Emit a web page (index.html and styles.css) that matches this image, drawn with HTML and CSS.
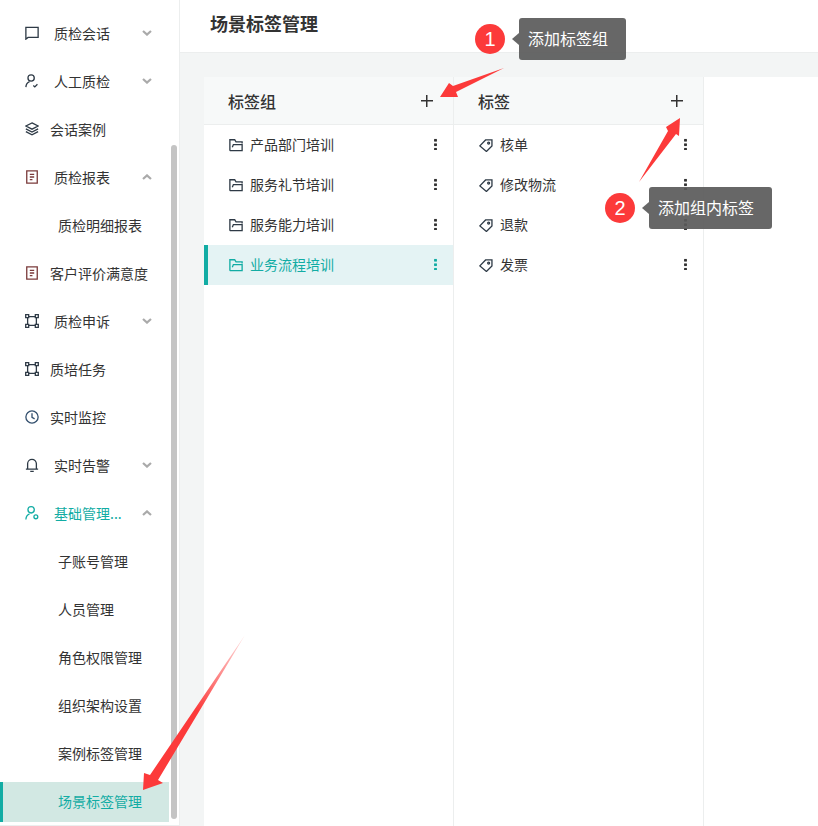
FILE: index.html
```html
<!DOCTYPE html>
<html lang="zh-CN">
<head>
  <meta charset="UTF-8" />
  <title>场景标签管理</title>
  <link rel="stylesheet" href="styles.css">
</head>
<body>
  <svg class="defs" width="0" height="0">
    <symbol id="i-chat" viewBox="0 0 16 16"><path d="M1 1.5h14v11.5H3.5L1 15z" /></symbol>
    <symbol id="i-person" viewBox="0 0 16 16"><circle cx="7" cy="4.6" r="3.6" /><path d="M1 15c.2-3.2 2-5.4 4.2-6.2M9.5 13.2l1.7 1.6 3-3" /></symbol>
    <symbol id="i-layers" viewBox="0 0 16 16"><path d="M8 1l7 3.6-7 3.6-7-3.6zM1 7.8l7 3.6 7-3.6M1 11l7 3.6 7-3.6" /></symbol>
    <symbol id="i-report" viewBox="0 0 16 16"><path d="M2 1h12v14H2zM5.5 5h5M5.5 8h5M5.5 11h3" /></symbol>
    <symbol id="i-nodes" viewBox="0 0 16 16"><path d="M3 3h10v10H3z" /><path class="box" d="M.8.8h3.4v3.4H.8zM11.8.8h3.4v3.4h-3.4zM.8 11.8h3.4v3.4H.8zM11.8 11.8h3.4v3.4h-3.4z" /></symbol>
    <symbol id="i-clock" viewBox="0 0 16 16"><circle cx="8" cy="8" r="7" /><path d="M8 3.6v4.8l3 1.8" /></symbol>
    <symbol id="i-bell" viewBox="0 0 16 16"><path d="M3 12.5V6.5a5 5 0 0 1 10 0v6M1 12.7h14M6 15.4h4" /></symbol>
    <symbol id="i-admin" viewBox="0 0 16 16"><circle cx="7" cy="4.4" r="3.6" /><path d="M1 15.4c.2-3.2 2-5.6 4.2-6.4" /><circle cx="12.4" cy="12.4" r="2.2" /></symbol>
    <symbol id="i-folder" viewBox="0 0 16 16"><path d="M1 14.5V2h5.5L8 4.5h7v1.8M1 14.5h14V7.5H5L3.8 10.5" /></symbol>
    <symbol id="i-tag" viewBox="0 0 16 16"><path d="M1 9l6.5-6.8h7.3v7l-6.3 6.2z" /><circle cx="11" cy="5.8" r="1.1" /></symbol>
    <symbol id="i-down" viewBox="0 0 10 6"><path d="M1 1l4 3.6L9 1" /></symbol>
    <symbol id="i-up" viewBox="0 0 10 6"><path d="M1 5l4-3.6L9 5" /></symbol>
  </svg>

  <aside class="sidebar">
    <nav class="nav">
      <a class="nav-item has-arrow"><svg class="icon"><use href="#i-chat" /></svg><span>质检会话</span><svg class="chevron"><use href="#i-down" /></svg></a>
      <a class="nav-item has-arrow"><svg class="icon"><use href="#i-person" /></svg><span>人工质检</span><svg class="chevron"><use href="#i-down" /></svg></a>
      <a class="nav-item"><svg class="icon"><use href="#i-layers" /></svg><span>会话案例</span></a>
      <a class="nav-item has-arrow"><svg class="icon icon-red"><use href="#i-report" /></svg><span>质检报表</span><svg class="chevron"><use href="#i-up" /></svg></a>
      <a class="nav-sub">质检明细报表</a>
      <a class="nav-item"><svg class="icon icon-red"><use href="#i-report" /></svg><span>客户评价满意度</span></a>
      <a class="nav-item has-arrow"><svg class="icon"><use href="#i-nodes" /></svg><span>质检申诉</span><svg class="chevron"><use href="#i-down" /></svg></a>
      <a class="nav-item"><svg class="icon"><use href="#i-nodes" /></svg><span>质培任务</span></a>
      <a class="nav-item"><svg class="icon icon-blue"><use href="#i-clock" /></svg><span>实时监控</span></a>
      <a class="nav-item has-arrow"><svg class="icon"><use href="#i-bell" /></svg><span>实时告警</span><svg class="chevron"><use href="#i-down" /></svg></a>
      <a class="nav-item has-arrow open"><svg class="icon"><use href="#i-admin" /></svg><span>基础管理...</span><svg class="chevron"><use href="#i-up" /></svg></a>
      <a class="nav-sub">子账号管理</a>
      <a class="nav-sub">人员管理</a>
      <a class="nav-sub">角色权限管理</a>
      <a class="nav-sub">组织架构设置</a>
      <a class="nav-sub">案例标签管理</a>
      <a class="nav-sub active">场景标签管理</a>
    </nav>
    <div class="scroll-thumb"></div>
  </aside>

  <main class="main">
    <header class="topbar">场景标签管理</header>
    <div class="content">
      <div class="board">
        <section class="column">
          <div class="column-head"><h2>标签组</h2><span class="plus"></span></div>
          <ul class="list">
            <li class="row"><svg class="icon"><use href="#i-folder" /></svg><span>产品部门培训</span><i class="more"></i></li>
            <li class="row"><svg class="icon"><use href="#i-folder" /></svg><span>服务礼节培训</span><i class="more"></i></li>
            <li class="row"><svg class="icon"><use href="#i-folder" /></svg><span>服务能力培训</span><i class="more"></i></li>
            <li class="row active"><svg class="icon"><use href="#i-folder" /></svg><span>业务流程培训</span><i class="more"></i></li>
          </ul>
        </section>
        <section class="column">
          <div class="column-head"><h2>标签</h2><span class="plus"></span></div>
          <ul class="list">
            <li class="row"><svg class="icon"><use href="#i-tag" /></svg><span>核单</span><i class="more"></i></li>
            <li class="row"><svg class="icon"><use href="#i-tag" /></svg><span>修改物流</span><i class="more"></i></li>
            <li class="row"><svg class="icon"><use href="#i-tag" /></svg><span>退款</span><i class="more"></i></li>
            <li class="row"><svg class="icon"><use href="#i-tag" /></svg><span>发票</span><i class="more"></i></li>
          </ul>
        </section>
      </div>
    </div>
  </main>

  <!-- annotations drawn on top of the screenshot -->
  <svg class="arrows" width="818" height="826" viewBox="0 0 818 826">
    <defs>
      <linearGradient id="fade" gradientUnits="userSpaceOnUse" x1="245" y1="635" x2="195" y2="710">
        <stop offset="0" stop-color="#fc3a3a" stop-opacity="0.15" />
        <stop offset="1" stop-color="#fc3a3a" />
      </linearGradient>
    </defs>
    <polygon fill="#fc3a3a" points="504,68 453,86 449,83 440,97 458,97 456,92" />
    <polygon fill="#fc3a3a" points="639,182 668,131 666,127 680,118 679,136 676,134" />
    <polygon fill="url(#fade)" points="245,635 150,775 144,773 143,790 163,783 158,780" />
  </svg>
  <div class="step step-one">1</div>
  <div class="tip tip-one">添加标签组</div>
  <div class="step step-two">2</div>
  <div class="tip tip-two">添加组内标签</div>
</body>
</html>
```

FILE: styles.css
```css
* {
  box-sizing: border-box;
}
html, body {
  margin: 0;
  height: 826px;
  overflow: hidden;
}
body {
  display: flex;
  position: relative;
  background-color: #fff;
  color: #333;
  font-family: "Noto Sans CJK SC", "Noto Sans", sans-serif;
  font-size: 14px;
}
.defs {
  position: absolute;
}
svg {
  fill: none;
  stroke: currentColor;
}
.box {
  fill: #fff;
}

/* sidebar */
.sidebar {
  position: relative;
  flex: none;
  width: 180px;
  height: 826px;
  border-right: 1px solid #eceeee;
  border-bottom: 1px solid #eceeee;
}
.nav {
  width: 169px;
  padding-top: 10px;
}
.nav-item {
  display: flex;
  align-items: center;
  height: 48px;
  padding: 0 17px 2px 25px;
}
.nav-item .icon {
  margin-right: 11px;
  color: #2e3a46;
}
.nav-item.has-arrow .icon {
  margin-right: 15px;
}
.nav-item .icon-red {
  color: #7b3b3b;
}
.nav-item .icon-blue {
  color: #34506e;
}
.nav-item.open,
.nav-item.open .icon {
  color: #12aca4;
}
.icon {
  flex: none;
  width: 14px;
  height: 14px;
  stroke-width: 1.5;
}
.chevron {
  width: 10px;
  height: 6px;
  margin-left: auto;
  color: #aaa;
  stroke-width: 2.2;
}
.nav-sub {
  display: flex;
  align-items: center;
  height: 48px;
  padding: 0 0 2px 58px;
}
.nav-sub.active {
  height: 40px;
  margin-top: 4px;
  background-color: #d2e8e3;
  border-left: 3px solid #12aca4;
  padding-left: 55px;
  color: #12aca4;
}
.scroll-thumb {
  position: absolute;
  top: 145px;
  left: 171px;
  width: 6px;
  height: 674px;
  border-radius: 3px;
  background-color: #c4c4c4;
}

/* main */
.main {
  flex: 1;
  display: flex;
  flex-direction: column;
  min-width: 0;
}
.topbar {
  flex: none;
  height: 53px;
  padding: 0 30px 6px;
  display: flex;
  align-items: center;
  border-bottom: 1px solid #eceeee;
  font-size: 18px;
  font-weight: 700;
}
.content {
  flex: 1;
  padding: 24px 0 0 24px;
  background-color: #f3f5f5;
}
.board {
  display: flex;
  height: 100%;
  background-color: #fff;
}
.column {
  flex: none;
  width: 250px;
  border-right: 1px solid #eceeee;
}
.column-head {
  display: flex;
  align-items: center;
  justify-content: space-between;
  height: 48px;
  padding: 0 20px 0 24px;
  background-color: #f7f9f9;
  border-bottom: 1px solid #eceeee;
}
.column-head h2 {
  margin: 0;
  font-size: 16px;
  font-weight: 500;
}
.plus {
  width: 12px;
  height: 12px;
  background:
    linear-gradient(#333, #333) center / 12px 1.5px no-repeat,
    linear-gradient(#333, #333) center / 1.5px 12px no-repeat;
}
.list {
  list-style: none;
  margin: 0;
  padding: 0;
}
.row {
  display: flex;
  align-items: center;
  height: 40px;
  padding: 0 16px 2px 24px;
}
.row .icon {
  margin-right: 7px;
  margin-left: 1px;
  margin-top: 2px;
  color: #2e3a46;
}
.row.active {
  padding-left: 20px;
  border-left: 4px solid #12aca4;
  background-color: #e4f3f4;
  color: #12aca4;
}
.row.active .icon {
  color: #12aca4;
}
.more {
  width: 3px;
  height: 12px;
  margin-left: auto;
  background: radial-gradient(circle, currentColor 1.3px, transparent 1.6px) center top / 3px 4.5px repeat-y;
}

/* annotations */
.arrows {
  position: absolute;
  top: 0;
  left: 0;
  stroke: none;
}
.step {
  position: absolute;
  width: 30px;
  height: 30px;
  border-radius: 50%;
  background-color: #fc3a3a;
  color: #fff;
  font-family: "Liberation Sans", sans-serif;
  font-size: 20px;
  line-height: 30px;
  text-align: center;
}
.step-one {
  top: 24px;
  left: 475px;
}
.step-two {
  top: 193px;
  left: 605px;
}
.tip {
  position: absolute;
  height: 42px;
  padding: 0 9px;
  border-radius: 3px;
  background-color: rgba(90, 90, 90, 0.92);
  color: #fff;
  font-size: 16px;
  line-height: 40px;
}
.tip::before {
  content: "";
  position: absolute;
  top: 15px;
  left: -7px;
  border-style: solid;
  border-width: 6px 7px 6px 0;
  border-color: transparent rgba(90, 90, 90, 0.92) transparent transparent;
}
.tip-one {
  top: 18px;
  left: 519px;
  width: 107px;
}
.tip-two {
  top: 187px;
  left: 649px;
  width: 123px;
}
```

━━━━━━━━━━━━━━━━

Read through the data and copy every line where "drawn" shows up.

Emit a web page (index.html and styles.css) that matches this image, drawn with HTML and CSS.
  <!-- annotations drawn on top of the screenshot -->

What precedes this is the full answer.